I started my teaching class with a very simple problem. Namely, I gave them a touple of numbers. (1,3), (4,7), (9,2) and asked them to calculate the area. I gave them 20 seconds to solve the problem without any guidance. Of course, nobody gave an answer.

Then I explained: You are asked about an area. So this is a geometric problem. It is a geometric problem of a 2 dimensional plane, because it is an area. What is a 2-dimensional area? Yes, a sheet of paper.

What do you know from your high school years about geometry and a sheet of paper? Yes, you can draw a X and Y axis, 90° ancle between both. So why do you not draw a graph on your paper?

Now that you have a sheet of paper with a graph. Why don’t you draw 10 points in the X and Y axis? And if you did so, why do you not put dots at the coordinates of the above “touples”. Do you think this would violate the conditions of the exercise? Nobody said so. All drew 3 dots and a triangle.

Now they all found the right representation of the problem and some started to wonder how to calculate the area. Again, they did not seem to have full presence of their mind. So I said: What do you know about area equivalences of triangles if you move one particular point? Somebody raised the hand and said: “If you move the point adjacent to the longest side in parallel to it to any other point, the area is equivalent.” True. So now all they had to do is have someone in the group raise his hand and say “Well, we could move the point to get a 90° angle. Then we can multiple the shortest edge by the adjacent edge that we used as a reference and divide it by two.”

Can you now calculate it in your head? “Yes.” Was the answer.

Correct. “What did we learn?” I asked. Someone said “It was all about finding the right representation.” Correct. But how did they get the right representation? “You told us.” I said “Yes. I gave you hints. And everyone of you gave a clue and insight on the different steps.”

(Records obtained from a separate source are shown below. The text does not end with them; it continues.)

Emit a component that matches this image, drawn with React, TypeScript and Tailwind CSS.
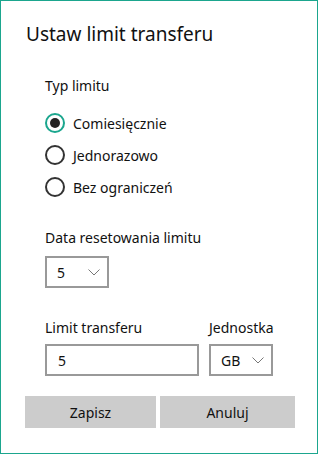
import { useState } from "react";

function Chevron() {
  return (
    <svg width="12" height="7" viewBox="0 0 12 7" className="text-[#777]">
      <path d="M0.5 0.5l5.5 5.5 5.5-5.5" fill="none" stroke="currentColor" strokeWidth="1" />
    </svg>
  );
}

function Radio({ label, checked, onClick }: { label: string; checked: boolean; onClick: () => void }) {
  return (
    <button type="button" onClick={onClick} className="flex items-center h-[32px] gap-[8px] text-left">
      <span
        className={`w-[20px] h-[20px] rounded-full border-2 flex items-center justify-center ${
          checked ? "border-[#1ba68e]" : "border-[#333]"
        }`}
      >
        {checked && <span className="w-[10px] h-[10px] rounded-full bg-[#222]" />}
      </span>
      <span className="text-[14px] text-[#111]">{label}</span>
    </button>
  );
}

function Select({ value }: { value: string }) {
  return (
    <div className="w-[64px] h-[32px] border-2 border-[#999] bg-white flex items-center justify-between pl-[10px] pr-[7px]">
      <span className="text-[14px] text-[#111]">{value}</span>
      <Chevron />
    </div>
  );
}

export default function App() {
  const [type, setType] = useState(0);
  const options = ["Comiesięcznie", "Jednorazowo", "Bez ograniczeń"];

  return (
    <div
      className="w-[318px] h-[454px] border border-[#1ba68e] bg-white flex flex-col"
      style={{ fontFamily: '"Segoe UI", "Noto Sans", sans-serif' }}
    >
      <h1 className="text-[19px] leading-[28px] text-[#111] mt-[19px] ml-[25px]">Ustaw limit transferu</h1>

      <div className="ml-[44px] mt-[28px] flex flex-col">
        <p className="text-[14px] leading-[20px] text-[#111]">Typ limitu</p>
        <div className="flex flex-col mt-[11px]">
          {options.map((o, i) => (
            <Radio key={o} label={o} checked={type === i} onClick={() => setType(i)} />
          ))}
        </div>

        <p className="text-[14px] leading-[20px] text-[#111] mt-[25px]">Data resetowania limitu</p>
        <div className="mt-[8px]">
          <Select value="5" />
        </div>

        <div className="flex gap-[10px] mt-[30px]">
          <div className="flex flex-col">
            <p className="text-[14px] leading-[20px] text-[#111]">Limit transferu</p>
            <div className="mt-[6px] w-[154px] h-[32px] border-2 border-[#999] flex items-center px-[11px]">
              <span className="text-[14px] text-[#111]">5</span>
            </div>
          </div>
          <div className="flex flex-col">
            <p className="text-[14px] leading-[20px] text-[#111]">Jednostka</p>
            <div className="mt-[6px]">
              <Select value="GB" />
            </div>
          </div>
        </div>
      </div>

      <div className="flex gap-[4px] ml-[24px] mt-[20px]">
        <button type="button" className="w-[131px] h-[32px] bg-[#ccc] text-[14px] text-[#111]">Zapisz</button>
        <button type="button" className="w-[135px] h-[32px] bg-[#ccc] text-[14px] text-[#111]">Anuluj</button>
      </div>
    </div>
  );
}
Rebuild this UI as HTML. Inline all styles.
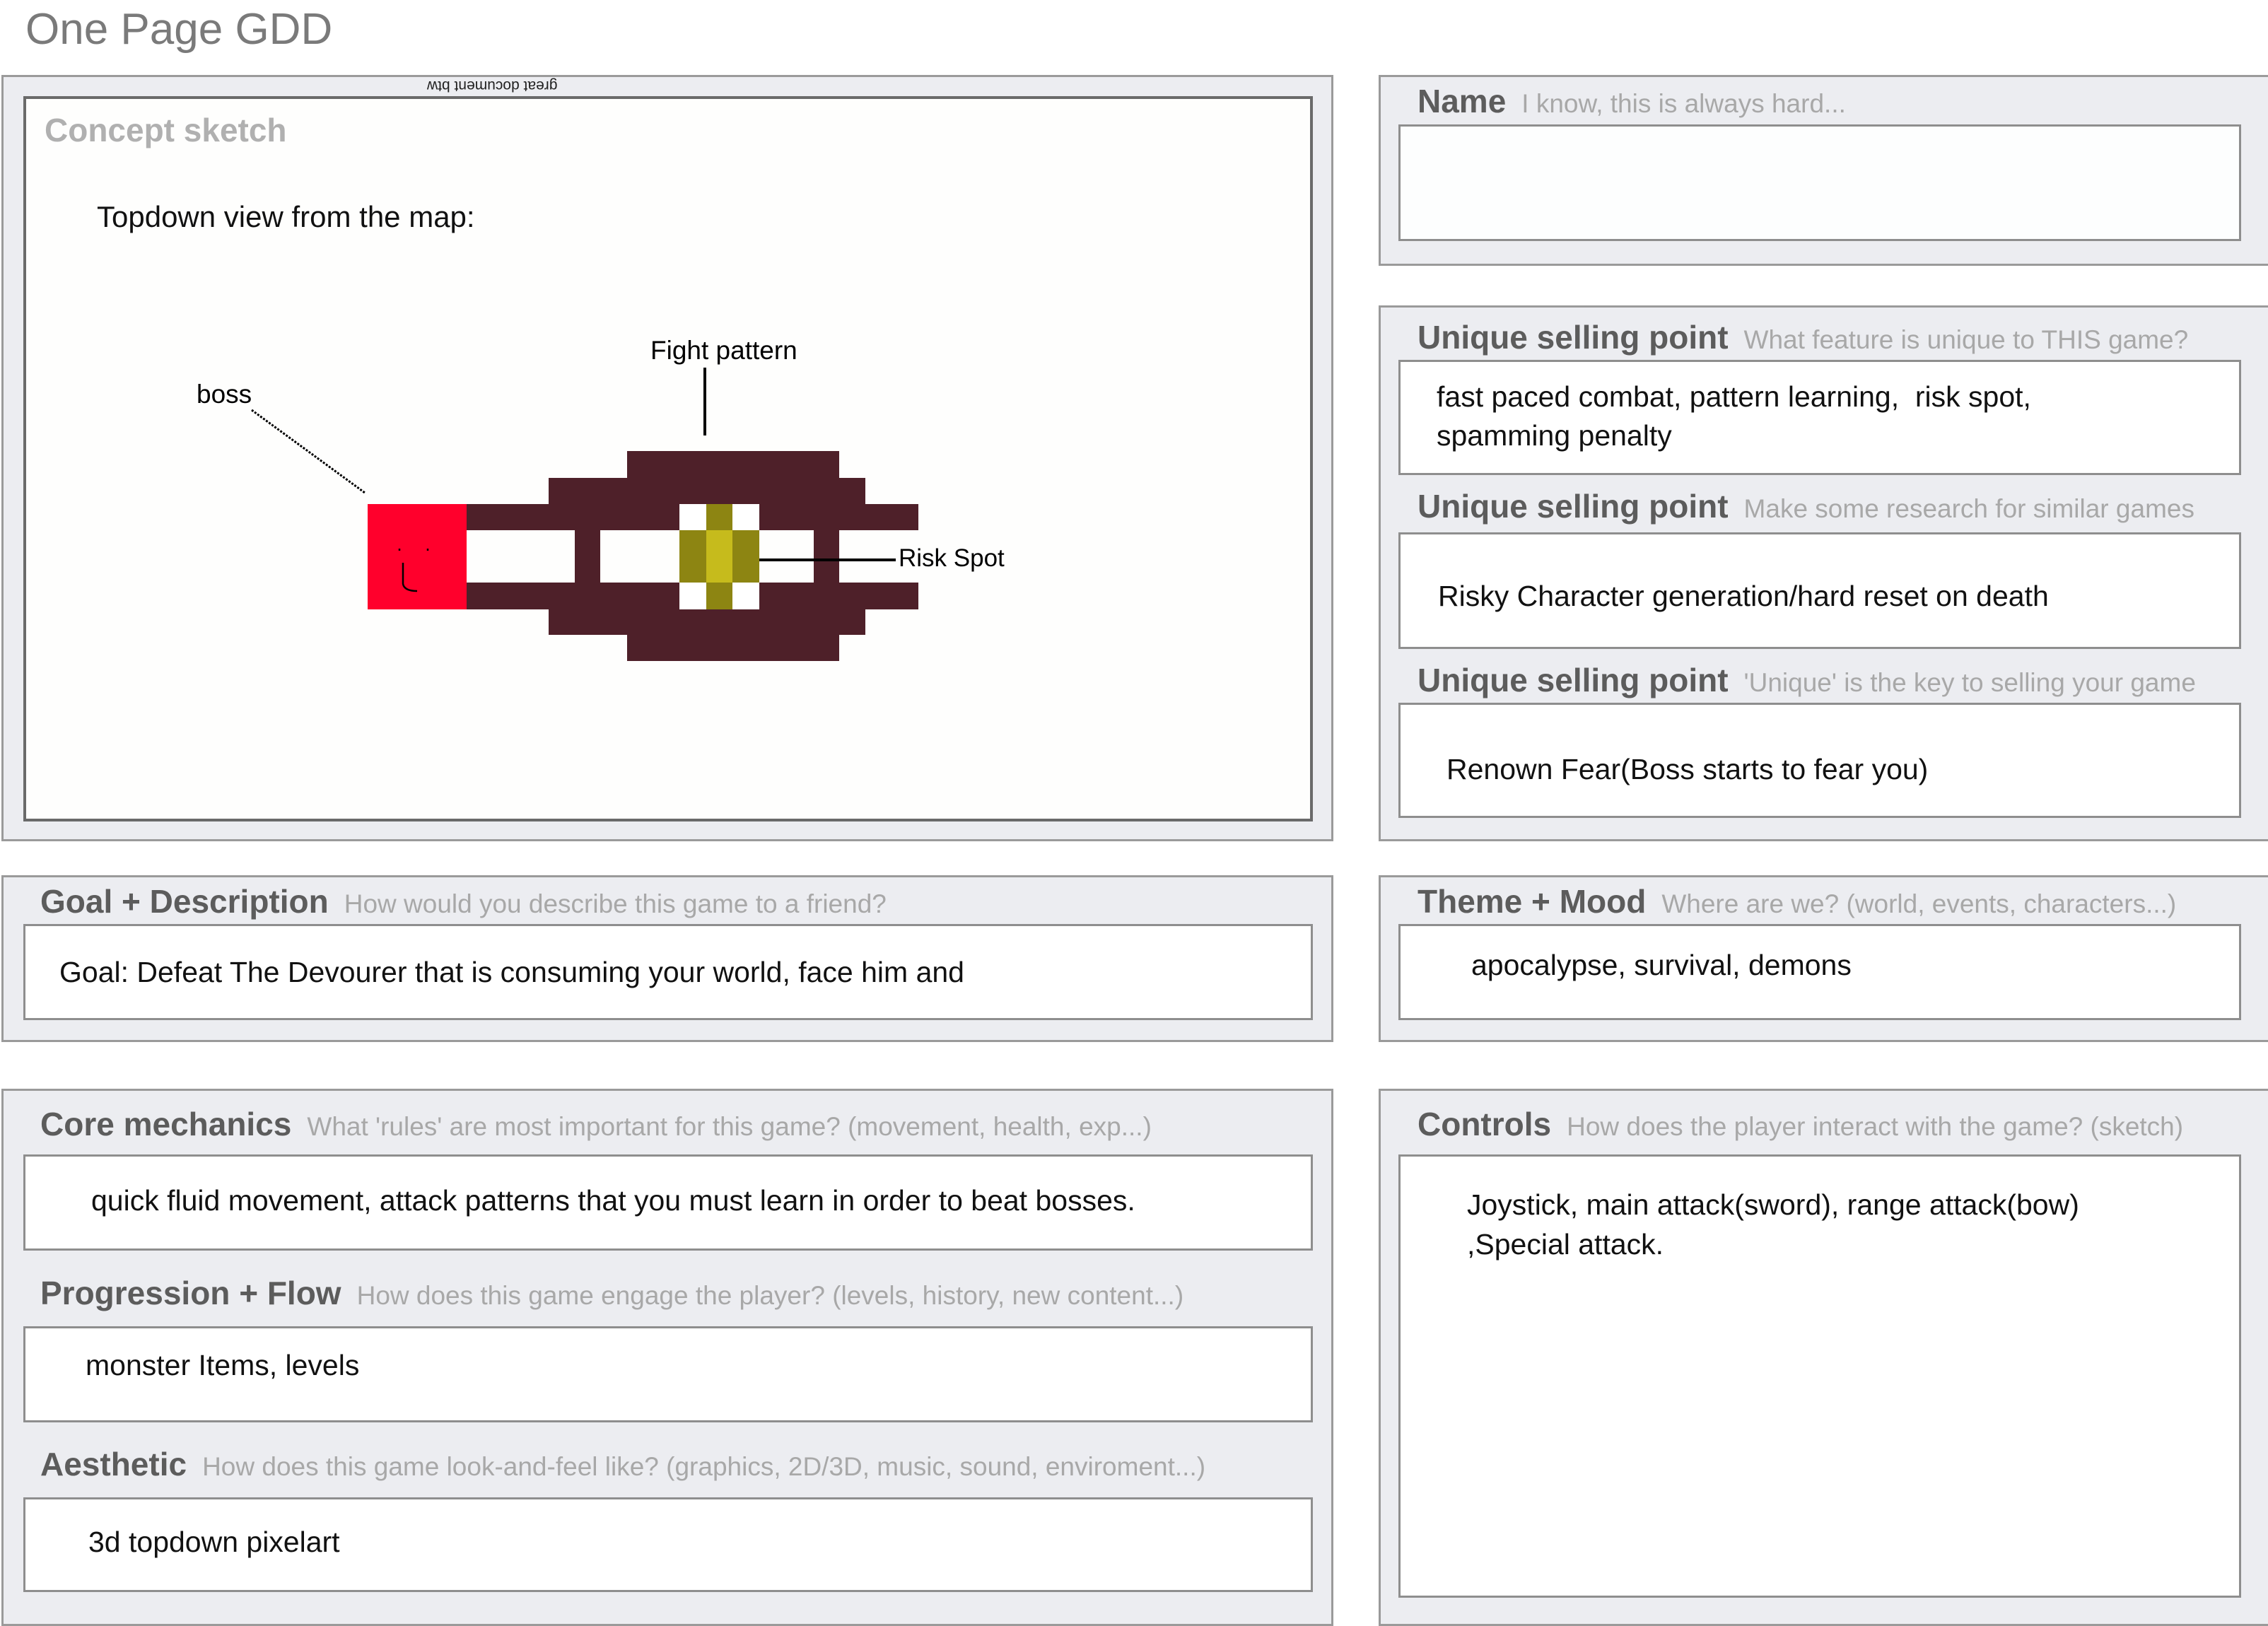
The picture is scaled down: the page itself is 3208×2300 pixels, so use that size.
<!DOCTYPE html>
<html><head><meta charset="utf-8"><style>
*{margin:0;padding:0;box-sizing:border-box}
body{width:3208px;height:2299px;background:#fff;position:relative;overflow:hidden;font-family:"Liberation Sans",sans-serif}
.a{position:absolute}
.p{position:absolute;background:#ecedf1;border:3px solid #9a9a9a}
.b{position:absolute;background:#fff;border:3px solid #8e8e8e}
.t{position:absolute;height:60px;line-height:60px;white-space:nowrap}
.h{font-weight:bold;font-size:46px;color:#5c5c5c}
.h span{font-weight:normal;font-size:37px;color:#a8a8a8;margin-left:22px}
.c{font-size:41px;color:#111}
.d{position:absolute;background:#4e2029}
#sk{position:absolute;left:-5px;top:-4px;width:1900px;height:1000px}
</style></head><body>
<div class="t" style="left:36px;top:12px;font-size:62px;color:#7a7a7a">One Page GDD</div>

<div class="p" style="left:2px;top:106px;width:1884px;height:1084px"></div>
<div class="a" style="left:33px;top:136px;width:1824px;height:1026px;background:#fefefd;border:4px solid #6a6a6a"></div>
<div class="t" style="left:604px;top:91px;font-size:21px;transform:rotate(180deg);color:#222">great document btw</div>
<div class="t h" style="left:63px;top:154px;color:#b0b0b0">Concept sketch</div>
<div class="t c" style="left:137px;top:277px;font-size:42px">Topdown view from the map:</div>

<div id="sk">
<div class="d" style="left:892px;top:642px;width:300px;height:38px"></div>
<div class="d" style="left:781px;top:680px;width:448px;height:37px"></div>
<div class="d" style="left:665px;top:717px;width:639px;height:37px"></div>
<div class="d" style="left:818px;top:754px;width:36px;height:74px"></div>
<div class="d" style="left:1156px;top:754px;width:36px;height:74px"></div>
<div class="d" style="left:665px;top:828px;width:639px;height:38px"></div>
<div class="d" style="left:781px;top:866px;width:448px;height:36px"></div>
<div class="d" style="left:892px;top:902px;width:300px;height:37px"></div>
<div class="a" style="left:966px;top:717px;width:113px;height:149px;background:#fff"></div>
<div class="a" style="left:1004px;top:717px;width:37px;height:149px;background:#8d8512"></div>
<div class="a" style="left:966px;top:754px;width:113px;height:74px;background:#8d8512"></div>
<div class="a" style="left:1004px;top:754px;width:37px;height:74px;background:#c6bb1c"></div>
<div class="a" style="left:525px;top:717px;width:140px;height:149px;background:#ff002c"></div>
<svg class="a" style="left:0;top:0" width="1900" height="1000">
<line x1="1079" y1="796" x2="1272" y2="796" stroke="#000" stroke-width="4"/>
<line x1="1002" y1="524" x2="1002" y2="620" stroke="#000" stroke-width="4"/>
<line x1="361" y1="584" x2="521" y2="701" stroke="#000" stroke-width="3" stroke-dasharray="3 2"/>
<path d="M570 780 v3 M610 780 v3 M575 800 v30 q2 10 20 10" stroke="#000" stroke-width="2.5" fill="none"/>
</svg>
</div>
<div class="t" style="left:1271px;top:760px;font-size:35px;color:#000">Risk Spot</div>
<div class="t" style="left:920px;top:466px;font-size:37px;color:#000">Fight pattern</div>
<div class="t" style="left:278px;top:528px;font-size:37px;color:#000">boss</div>

<div class="p" style="left:1950px;top:106px;width:1262px;height:270px"></div>
<div class="t h" style="left:2005px;top:113px">Name<span>I know, this is always hard...</span></div>
<div class="b" style="left:1978px;top:176px;width:1192px;height:165px;background:#fdfefe"></div>

<div class="p" style="left:1950px;top:432px;width:1262px;height:758px"></div>
<div class="t h" style="left:2005px;top:447px">Unique selling point<span>What feature is unique to THIS game?</span></div>
<div class="b" style="left:1978px;top:509px;width:1192px;height:163px"></div>
<div class="t c" style="left:2032px;top:531px">fast paced combat, pattern learning,&nbsp; risk spot,</div>
<div class="t c" style="left:2032px;top:586px">spamming penalty</div>
<div class="t h" style="left:2005px;top:686px">Unique selling point<span>Make some research for similar games</span></div>
<div class="b" style="left:1978px;top:753px;width:1192px;height:165px"></div>
<div class="t c" style="left:2034px;top:813px">Risky Character generation/hard reset on death</div>
<div class="t h" style="left:2005px;top:932px">Unique selling point<span>'Unique' is the key to selling your game</span></div>
<div class="b" style="left:1978px;top:994px;width:1192px;height:163px"></div>
<div class="t c" style="left:2046px;top:1058px">Renown Fear(Boss starts to fear you)</div>

<div class="p" style="left:2px;top:1238px;width:1884px;height:236px"></div>
<div class="t h" style="left:57px;top:1245px">Goal + Description<span>How would you describe this game to a friend?</span></div>
<div class="b" style="left:33px;top:1307px;width:1824px;height:136px"></div>
<div class="t c" style="left:84px;top:1345px">Goal: Defeat The Devourer that is consuming your world, face him and</div>

<div class="p" style="left:1950px;top:1238px;width:1262px;height:236px"></div>
<div class="t h" style="left:2005px;top:1245px">Theme + Mood<span>Where are we? (world, events, characters...)</span></div>
<div class="b" style="left:1978px;top:1307px;width:1192px;height:136px"></div>
<div class="t c" style="left:2081px;top:1335px">apocalypse, survival, demons</div>

<div class="p" style="left:2px;top:1540px;width:1884px;height:760px"></div>
<div class="t h" style="left:57px;top:1560px">Core mechanics<span>What 'rules' are most important for this game? (movement, health, exp...)</span></div>
<div class="b" style="left:33px;top:1633px;width:1824px;height:136px"></div>
<div class="t c" style="left:129px;top:1668px">quick fluid movement, attack patterns that you must learn in order to beat bosses.</div>
<div class="t h" style="left:57px;top:1799px">Progression + Flow<span>How does this game engage the player? (levels, history, new content...)</span></div>
<div class="b" style="left:33px;top:1876px;width:1824px;height:136px"></div>
<div class="t c" style="left:121px;top:1901px">monster Items, levels</div>
<div class="t h" style="left:57px;top:2041px">Aesthetic<span>How does this game look-and-feel like? (graphics, 2D/3D, music, sound, enviroment...)</span></div>
<div class="b" style="left:33px;top:2118px;width:1824px;height:134px"></div>
<div class="t c" style="left:125px;top:2151px">3d topdown pixelart</div>

<div class="p" style="left:1950px;top:1540px;width:1262px;height:760px"></div>
<div class="t h" style="left:2005px;top:1560px">Controls<span>How does the player interact with the game? (sketch)</span></div>
<div class="b" style="left:1978px;top:1633px;width:1192px;height:627px"></div>
<div class="t c" style="left:2075px;top:1674px">Joystick, main attack(sword), range attack(bow)</div>
<div class="t c" style="left:2075px;top:1730px">,Special attack.</div>
</body></html>
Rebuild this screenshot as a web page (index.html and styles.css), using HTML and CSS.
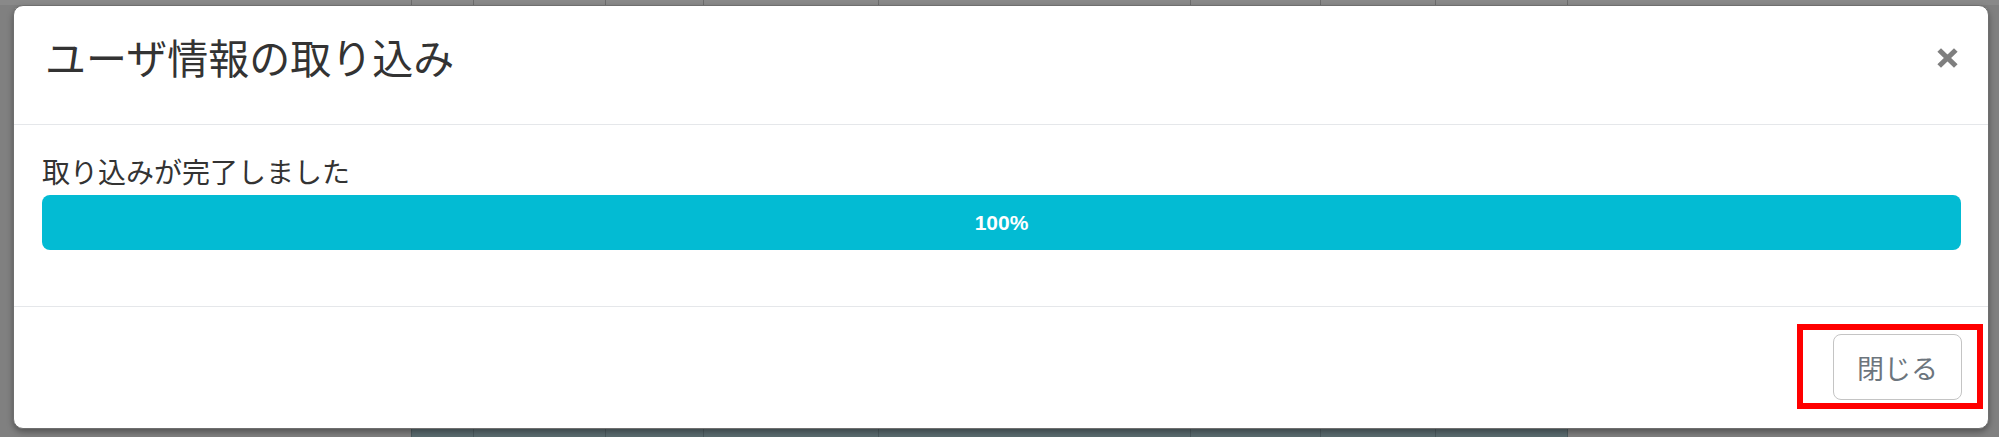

So I explained them that any problem that anyone in their career will present to them will be inspired by some source in the literature. And if they think about problems in the real world, any problem they can think of, they can only think about it, because there is a problem that is worthy to solve. Any such problem has many different faces and likely someone somewhere had this problem before and wrote about it. In other words: I was just an example of what they find if they start looking for solutions: the world presents the answers, always. And then I concluded that because it was a set of them who lead to the understanding of the problem by the entire group, that they just witnesses swarm intelligence.

So if you want to be successful at any point in your career, you need to find the best representations of the problems you are facing. You do not invent them, but you find them. And you do not find them on your own, but collaborating with others that have a similar problem. Dividing the search algorithm into a group of people is always faster at finding the optimal solution. In university, their peers are all having the same problem. They all search for it. And if they collaborate, each and everyone will have the best possible solution and the easiest or most intuitive represensation ready when he faces an exam or scientific problem. Life is about collecting knowledge about such fundamentally intuitive representations, working with them, mapping problems to them and doing so jointly. That is science.

We reran the exercise and now 40% finished in time. And I said: “The remaining 60% either did not have a ruler and were not prepared. Or they used their brains too much. This is an exercise about time. You know the algorithm that solves the problem. Now you have to become extremely fast at executing this algorithm. You do not need an exact graph painted. You need to know the precision level you need to find the right dot given the shifting of one point. And then you need to be able to run basic multiplication and division with limited precision. That is all about exercise.

**Applications to AI**

Now for A.I. to do exactly the same, any problem entered into a computer problem is not to simply map it to Tensor flow and run the algorithm. But you rather feed meta information to the algorithm such as precision, and the type of problem. And you have it not only train the neural network. But also finding among many solving algorithms the one that can solve it quickest. So you need an algorithm that learns not only the parameters for one solution — path, but that learns to randomly map a problem into a different problem might yield a result that in the end can be transformed into the solution space and yields the correct result given precision constraints.

Most algorithms I see today focus on training a program on one solution path given the constraints of the inputs and problems. A more general AI should be able to randomize different representations and solution paths and determine over time when to apply which solution path.

**Back to the maths class**

The benefit of this experiment in my classes was that I didn’t have to explain the problems or run through example calculations. My students came into class and talked about what they learned about the problem. Which representations they tried to use to become faster. They as a group decided to learn from each other and adopted the best algorithms for any type of problem. And we turned our attention to something even more valuable: Applications.

Linear Algebra problems we used to model price competition among drug dealers in the streets of Hollywood with many celebrities running drug cartels. That was not only allowing us to discuss where else they can apply these techniques in real life. It also lead to a lot of laughs, strengthened the team spirit and bonding. Everyone seemed to use his creativity in coming up with new use cases, new culprits and how we were hacking the competition by finding the right model to optimally solve the market problem.